Lateral tunneling through the controlled barrier between edge channels in a two-dimentional electron system

TL;DR

This paper investigates lateral tunneling between edge channels in a two-dimensional electron system with a gate-controlled barrier, revealing asymmetric current-voltage characteristics and linear dependencies on gate voltage and magnetic field.

Contribution

It demonstrates how a gate-induced barrier affects tunneling between edge channels and characterizes the barrier's dependence on external parameters.

Findings

Current-voltage characteristic is strongly asymmetric.

Barrier height depends linearly on gate voltage and magnetic field.

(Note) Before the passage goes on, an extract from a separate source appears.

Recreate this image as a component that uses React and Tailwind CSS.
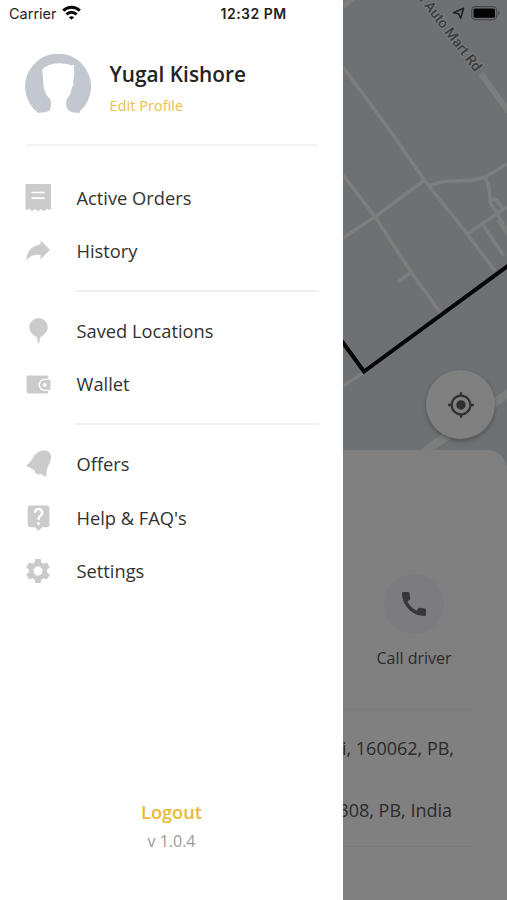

Tunneling occurs between outermost edge channels.

Abstract

We study the lateral tunneling through the gate-voltage-controlled barrier, which arises as a result of partial elimination of the donor layer of a heterostructure along a fine strip using an atomic force microscope, between edge channels at the depletion-induced edges of a gated two-dimensional electron system. For a sufficiently high barrier a typical current-voltage characteristic is found to be strongly asymmetric and include, apart from a positive tunneling branch, the negative branch that corresponds to the current overflowing the barrier. We establish the barrier height depends linearly on both gate voltage and magnetic field and we describe the data in terms of electron tunneling between the outermost edge channels.